On the eleventh day of Christmas…

xmas 11

If we could peep into the text messages, Facebook pages, WhatsApp, emails, and the cards and letters on tables and mantelpieces belonging to people who need, or have had, transplants, we would catch a glimpse of how many people can be waiting with us for good news, how many are cheering us all on, saying prayers, lighting candles, speaking our names with care and thought. Even when the world of family and friends outside is very small, in the medical teams and hospital staff on the wards some become new family as the cards on hospital corridor walls can show.

For those who go to the Transplant Games it all becomes much more visible.  At the opening ceremony, the City Hall, Cathedral, City Square, stadium, or whatever venue was chosen, fills up with mums, dads, siblings, sons, daughters, other relatives and friends.  The transplant athletes and participants are the main focus, of course, but watching with excitement and tears of joy are those of us who in other times and places listened with tears of a different kind to hard diagnoses, waited for the call from a transplant coordinator, sat by hospital beds, inched our way along with our loved one’s recovery, and can now scarcely believe the better place we have all reached together.  Being there together with others who know the stories inside out is like breathing big gulps of fresh air.

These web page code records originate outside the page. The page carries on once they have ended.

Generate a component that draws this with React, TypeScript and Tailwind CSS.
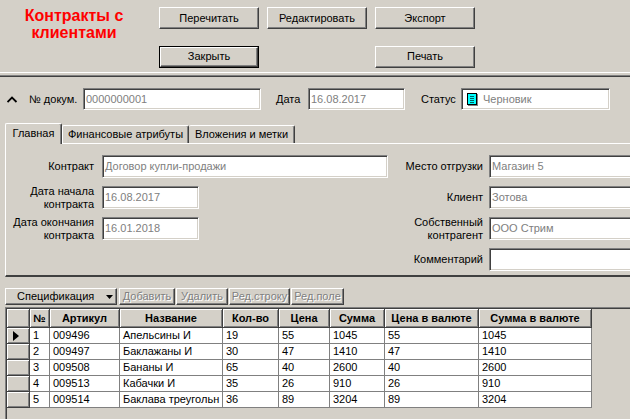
import React from "react";

const raised =
  "border border-t-white border-l-white border-r-[#404040] border-b-[#404040] shadow-[inset_-1px_-1px_0_#808080]";
const sunken =
  "border border-t-[#808080] border-l-[#808080] border-r-white border-b-white shadow-[inset_1px_1px_0_#404040,inset_-1px_-1px_0_#d4d0c8]";

function Btn({ children, isDefault }: { children: React.ReactNode; isDefault?: boolean }) {
  if (isDefault) {
    return (
      <div className="h-[22px] w-[100px] border border-black">
        <div className={`${raised} flex h-full w-full items-center justify-center bg-[#d4d0c8]`}>{children}</div>
      </div>
    );
  }
  return (
    <div className={`${raised} flex h-[22px] w-[100px] items-center justify-center bg-[#d4d0c8]`}>{children}</div>
  );
}

function Field({ value, className, icon }: { value?: string; className: string; icon?: boolean }) {
  return (
    <div className={`${sunken} flex items-center bg-white pl-[2px] text-[#808080] ${className}`}>
      {icon && (
        <svg width="11" height="13" viewBox="0 0 11 13" className="mr-[5px] ml-[3px] shrink-0">
          <rect x="1" y="1" width="10" height="12" fill="#808080" />
          <rect x="0.5" y="0.5" width="9" height="11" fill="#00ffff" stroke="#000" />
          <line x1="3" y1="3.5" x2="7" y2="3.5" stroke="#006060" />
          <line x1="3" y1="5.5" x2="7" y2="5.5" stroke="#006060" />
          <line x1="3" y1="7.5" x2="7" y2="7.5" stroke="#006060" />
          <line x1="3" y1="9.5" x2="7" y2="9.5" stroke="#006060" />
        </svg>
      )}
      <span className="whitespace-nowrap">{value}</span>
    </div>
  );
}

function ToolBtn({ children, w }: { children: React.ReactNode; w: string }) {
  return (
    <div className={`${raised} flex h-[17px] items-center justify-center bg-[#d4d0c8] text-[#808080] [text-shadow:1px_1px_0_#fff] ${w}`}>
      {children}
    </div>
  );
}

const cols = [
  { title: "", w: "w-[23px]" },
  { title: "№", w: "w-[20px]" },
  { title: "Артикул", w: "w-[70px]" },
  { title: "Название", w: "w-[103px]" },
  { title: "Кол-во", w: "w-[56px]" },
  { title: "Цена", w: "w-[51px]" },
  { title: "Сумма", w: "w-[55px]" },
  { title: "Цена в валюте", w: "w-[94px]" },
  { title: "Сумма в валюте", w: "w-[113px]" },
];

const rows = [
  ["1", "009496", "Апельсины И", "19", "55", "1045", "55", "1045"],
  ["2", "009497", "Баклажаны И", "30", "47", "1410", "47", "1410"],
  ["3", "009508", "Бананы И", "65", "40", "2600", "40", "2600"],
  ["4", "009513", "Кабачки И", "35", "26", "910", "26", "910"],
  ["5", "009514", "Баклава треугольн", "36", "89", "3204", "89", "3204"],
];

export default function App() {
  return (
    <div className="h-[419px] w-[630px] overflow-hidden bg-[#d4d0c8] font-['Liberation_Sans',Arial,sans-serif] text-[11px] leading-[13px] text-black">
      {/* Top bar */}
      <div className="flex h-[72px]">
        <div className="w-[148px] pt-[7px] text-center text-[16px] leading-[17px] font-bold text-[#ff0000]">
          Контракты с<br />клиентами
        </div>
        <div className="ml-[11px] grid grid-cols-[100px_100px_100px] gap-x-[8px] gap-y-[12px] pt-[7px]">
          <Btn>Перечитать</Btn>
          <Btn>Редактировать</Btn>
          <Btn>Экспорт</Btn>
          <Btn isDefault>Закрыть</Btn>
          <div />
          <Btn>Печать</Btn>
        </div>
      </div>
      <div className="h-px bg-white" />
      <div className="h-[2px]" />
      <div className="h-px bg-[#808080]" />
      <div className="h-px bg-[#404040]" />

      {/* Document header */}
      <div className="mt-[11px] flex h-[22px] items-center">
        <svg width="11" height="7" viewBox="0 0 11 7" className="ml-[7px]">
          <polyline points="0.5,6 5,1.5 9.5,6" fill="none" stroke="#000" strokeWidth="1.8" />
        </svg>
        <span className="ml-[11px] w-[54px]">№ докум.</span>
        <Field value="0000000001" className="h-[22px] w-[178px]" />
        <span className="ml-[15px] w-[32px]">Дата</span>
        <Field value="16.08.2017" className="h-[22px] w-[97px]" />
        <span className="ml-[16px] w-[40px]">Статус</span>
        <Field value="Черновик" icon className="h-[22px] w-[149px]" />
      </div>

      {/* Tabs */}
      <div className="mt-[13px] flex h-[20px] items-end pl-[5px]">
        <div className="relative z-10 mb-[-1px] flex h-[21px] w-[57px] items-center justify-center rounded-t-[2px] border-t border-l border-r border-t-white border-l-white border-r-[#404040] bg-[#d4d0c8] pb-[2px] shadow-[inset_-1px_0_0_#808080]">
          Главная
        </div>
        <div className="flex h-[18px] w-[127px] items-center justify-center rounded-t-[2px] border-t border-l border-r border-t-white border-l-white border-r-[#404040] shadow-[inset_-1px_0_0_#808080]">
          Финансовые атрибуты
        </div>
        <div className="flex h-[18px] w-[106px] items-center justify-center rounded-t-[2px] border-t border-r border-t-white border-r-[#404040] shadow-[inset_-1px_0_0_#808080]">
          Вложения и метки
        </div>
      </div>
      <div className="ml-[5px] flex h-[134px] w-[640px] border-t border-l border-b-2 border-t-white border-l-white border-b-[#404040] pt-[11px]">
        <div className="flex flex-col gap-[8px]">
          <div className="flex h-[23px] items-center">
            <div className="w-[88px] text-right">Контракт</div>
            <Field value="Договор купли-продажи" className="ml-[8px] h-[23px] w-[286px]" />
          </div>
          <div className="flex h-[23px] items-center">
            <div className="w-[88px] text-right">
              Дата начала
              <br />
              контракта
            </div>
            <Field value="16.08.2017" className="ml-[8px] h-[23px] w-[97px]" />
          </div>
          <div className="flex h-[23px] items-center">
            <div className="w-[88px] text-right">
              Дата окончания
              <br />
              контракта
            </div>
            <Field value="16.01.2018" className="ml-[8px] h-[23px] w-[97px]" />
          </div>
        </div>
        <div className="flex flex-col gap-[8px]">
          <div className="flex h-[23px] items-center">
            <div className="w-[95px] text-right">Место отгрузки</div>
            <Field value="Магазин 5" className="ml-[6px] h-[23px] w-[160px]" />
          </div>
          <div className="flex h-[23px] items-center">
            <div className="w-[95px] text-right">Клиент</div>
            <Field value="Зотова" className="ml-[6px] h-[23px] w-[160px]" />
          </div>
          <div className="flex h-[23px] items-center">
            <div className="w-[95px] text-right">
              Собственный
              <br />
              контрагент
            </div>
            <Field value="ООО Стрим" className="ml-[6px] h-[23px] w-[160px]" />
          </div>
          <div className="flex h-[23px] items-center">
            <div className="w-[95px] text-right">Комментарий</div>
            <Field value="" className="ml-[6px] h-[23px] w-[160px]" />
          </div>
        </div>
      </div>

      {/* Toolbar */}
      <div className="mt-[11px] flex h-[17px] gap-[1px] pl-[5px]">
        <div className={`${raised} mr-[1px] flex h-[17px] w-[112px] items-center bg-[#d4d0c8] pl-[11px]`}>
          <span>Спецификация</span>
          <svg width="7" height="4" viewBox="0 0 7 4" className="ml-[12px]">
            <polygon points="0,0 7,0 3.5,4" fill="#000" />
          </svg>
        </div>
        <ToolBtn w="w-[56px]">Добавить</ToolBtn>
        <ToolBtn w="w-[52px]">Удалить</ToolBtn>
        <ToolBtn w="w-[61px]">Ред.строку</ToolBtn>
        <ToolBtn w="w-[53px]">Ред.поле</ToolBtn>
      </div>

      {/* Grid */}
      <div className="mt-[2px] ml-[5px] h-[120px] border-t border-l border-t-[#808080] border-l-[#808080] pt-px pl-px shadow-[inset_1px_1px_0_#404040]">
        <div className="flex">
          {cols.map((c, i) => (
            <div
              key={i}
              className={`flex h-[19px] shrink-0 items-center justify-center border-r border-b border-r-[#404040] border-b-[#404040] bg-[#d4d0c8] font-bold shadow-[inset_1px_1px_0_#fff,inset_-1px_-1px_0_#808080] ${c.w}`}
            >
              {c.title}
            </div>
          ))}
        </div>
        {rows.map((r, ri) => (
          <div key={ri} className="flex">
            <div className="flex h-[16px] w-[23px] shrink-0 items-center border-r border-b border-r-[#404040] border-b-[#404040] bg-[#d4d0c8] pl-[6px] shadow-[inset_1px_1px_0_#fff,inset_-1px_-1px_0_#808080]">
              {ri === 0 && (
                <svg width="6" height="10" viewBox="0 0 6 10">
                  <polygon points="0,0 6,5 0,10" fill="#000" />
                </svg>
              )}
            </div>
            {r.map((v, ci) => (
              <div
                key={ci}
                className={`flex h-[16px] shrink-0 items-center overflow-hidden whitespace-nowrap border-r border-b border-[#808080] bg-white pl-[3px] ${cols[ci + 1].w}`}
              >
                {v}
              </div>
            ))}
          </div>
        ))}
      </div>
    </div>
  );
}
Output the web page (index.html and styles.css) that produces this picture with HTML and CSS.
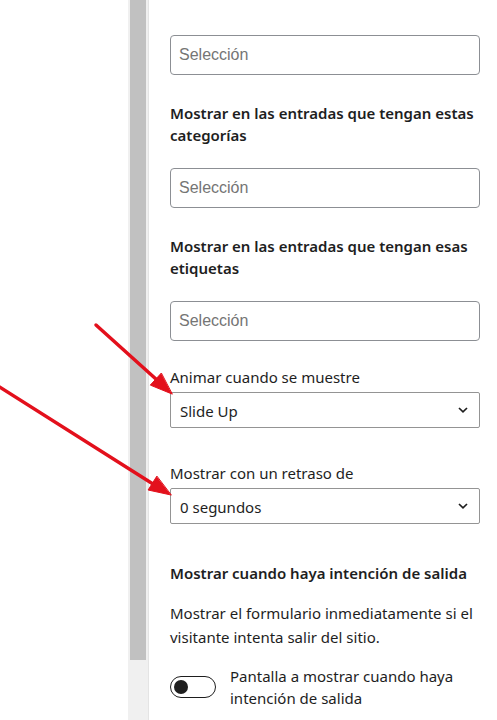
FILE: index.html
```html
<!DOCTYPE html>
<html lang="es">
<head>
    <meta charset="UTF-8">
    <meta name="viewport" content="width=device-width, initial-scale=1.0">
    <title>Ajustes del formulario</title>
    <link rel="stylesheet" href="styles.css">
</head>
<body>
    <div class="page">
        <div class="gutter"></div>

        <div class="scrollbar">
            <div class="thumb"></div>
        </div>

        <div class="panel">
            <input type="text" class="token-input" placeholder="Selección">

            <h3 class="field-title">Mostrar en las entradas que tengan estas categorías</h3>
            <input type="text" class="token-input" placeholder="Selección">

            <h3 class="field-title">Mostrar en las entradas que tengan esas etiquetas</h3>
            <input type="text" class="token-input" placeholder="Selección">

            <label class="field-label first">Animar cuando se muestre</label>
            <div class="select-wrap">
                <select class="select">
                    <option>Slide Up</option>
                </select>
                <svg class="chevron" width="10" height="6" viewBox="0 0 10 6">
                    <path d="M1 1 L5 4.8 L9 1" fill="none" stroke="#1e1e1e" stroke-width="1.7"/>
                </svg>
            </div>

            <label class="field-label">Mostrar con un retraso de</label>
            <div class="select-wrap">
                <select class="select">
                    <option>0 segundos</option>
                </select>
                <svg class="chevron" width="10" height="6" viewBox="0 0 10 6">
                    <path d="M1 1 L5 4.8 L9 1" fill="none" stroke="#1e1e1e" stroke-width="1.7"/>
                </svg>
            </div>

            <h3 class="section-title">Mostrar cuando haya intención de salida</h3>
            <p class="help">Mostrar el formulario inmediatamente si el visitante intenta salir del sitio.</p>

            <div class="toggle-row">
                <span class="toggle"><span class="knob"></span></span>
                <span class="toggle-label">Pantalla a mostrar cuando haya intención de salida</span>
            </div>
        </div>
    </div>

    <!-- red annotation arrows drawn over the screenshot -->
    <svg class="arrows" width="497" height="720" viewBox="0 0 497 720">
        <g fill="#e3101c" stroke="#e3101c" stroke-width="3.5" stroke-linecap="round">
            <line x1="96" y1="325" x2="157" y2="380"/>
            <polygon points="172,394 150.3,385.1 161.1,373.3" stroke-width="1"/>
            <line x1="-2" y1="386" x2="153" y2="484"/>
            <polygon points="171,495 148.1,490 156.7,476.4" stroke-width="1"/>
        </g>
    </svg>
</body>
</html>
```

FILE: styles.css
```css
* {
    margin: 0;
    padding: 0;
    box-sizing: border-box;
}

body {
    font-family: 'Noto Sans', 'Open Sans', sans-serif;
    font-size: 15px;
    color: #1e1e1e;
    background: #ffffff;
    height: 720px;
    overflow: hidden;
    position: relative;
}

.page {
    display: flex;
    height: 720px;
}

.gutter {
    width: 128px;
    flex-shrink: 0;
}

/* fake browser scrollbar */
.scrollbar {
    width: 21px;
    flex-shrink: 0;
    background: #f0f0f0;
    padding: 0 2px 0 2px;
    border-right: 1px solid #e4e4e4;
}

.thumb {
    height: 660px;
    background: #c1c1c1;
}

/* settings panel */
.panel {
    flex: 1;
    padding: 35px 17px 0 21px;
}

.token-input {
    display: block;
    width: 100%;
    height: 40px;
    padding: 0 8px;
    border: 1px solid #8c8f94;
    border-radius: 4px;
    font-family: 'Liberation Sans', Arial, sans-serif;
    font-size: 16px;
    color: #1e1e1e;
    background: #fff;
}

.token-input::placeholder {
    color: #757575;
}

.field-title {
    font-size: 15px;
    font-weight: 600;
    line-height: 22px;
    margin: 27px 0 22px;
}

.field-label {
    display: block;
    line-height: 22px;
    margin: 34px 0 4px;
}

.field-label.first {
    margin-top: 25px;
}

.select-wrap {
    position: relative;
}

.select {
    display: block;
    width: 100%;
    height: 36px;
    padding: 2px 30px 0 9px;
    border: 1px solid #949494;
    border-radius: 2px;
    background: #fff;
    font-family: 'Noto Sans', 'Open Sans', sans-serif;
    font-size: 15px;
    color: #1e1e1e;
    appearance: none;
    -webkit-appearance: none;
}

.chevron {
    position: absolute;
    right: 12px;
    top: 15px;
    pointer-events: none;
}

.section-title {
    font-size: 15px;
    font-weight: 600;
    line-height: 22px;
    margin-top: 38px;
}

.help {
    line-height: 24px;
    margin-top: 17px;
}

.toggle-row {
    display: flex;
    align-items: center;
    gap: 14px;
    margin-top: 16px;
}

.toggle {
    width: 46px;
    height: 22px;
    flex-shrink: 0;
    border: 1.5px solid #1e1e1e;
    border-radius: 11px;
    display: flex;
    align-items: center;
    padding-left: 3px;
}

.knob {
    width: 14px;
    height: 14px;
    border-radius: 50%;
    background: #1e1e1e;
}

.toggle-label {
    line-height: 22px;
}

.arrows {
    position: absolute;
    top: 0;
    left: 0;
    pointer-events: none;
}
```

And it’s not all about the competition and the medals either, good though they can be as signs of achievement.  Everyone is already a winner just by being there. “You made it this far, you’re already a star…”  In the eyes and hearts of those in the stadium, the opening ceremony with the entry of the competing teams from their various hospitals is already a parade of champions, whatever happens next.

And next is the small parade of donor families and live donors.  If eyes were dry before this it can all change as we are knocked over by our gratitude to those in front of us, and the countless others we will never see, without whom all these stories would have been utterly different.

So, pause, take a minute to get inside these next few words and walk a while in the shoes of those who sent them…

“When my daughter received her transplant the donor gave to me…a new life for Maisie, pain free”
(Jenny, Maisie’s mum, Day 2)

When my mum received her transplant her donor gave to me…the very best present under the Christmas tree! (Ann’s daughter, Day 8)

“Our son’s donor gave to us…a chance at being a Mummy and Daddy.”  (Lucy and Ben, Charlie’s mum and dad, Day 9)

“When Harry received his transplants…it gave us a chance to live as a family outside of hospital wards.”  (Clare and Simon, Harry’s mum and dad, Day 10)

“When my son Blair received his kidney transplant his donor gave to him…the wonderful opportunity to visit New York”  (Joyce, sharing her son’s excitement and adventure.)

“When I received my transplant my donor gave to me…I could be the mom I wanted to be.”
(A mom, with a beautiful chance to be just that…)

Somebody out there must have watched “It’s a Wonderful Life” again over the last couple of weeks.  (Confession – we did.)  Wherever it might be on your priority list for Christmas movie viewing, it is an imaginative reminder of the way our lives are inter-connected and how what happens to one of us can affect so many others in ways we could probably never foresee. Ripples and ponds and spheres of influence and all that.

Organ donors make a life-transforming difference to many, many more people than the recipient.  There are about 50,000 people living today in the UK thanks to organ donors.  And there are over 6,000 people on the UK transplant waiting lists. Add to that their families, friends and spheres of influence and none of us are likely to be far from the story, one way or another.  Having that conversation about organ donation could be more personally important than we think.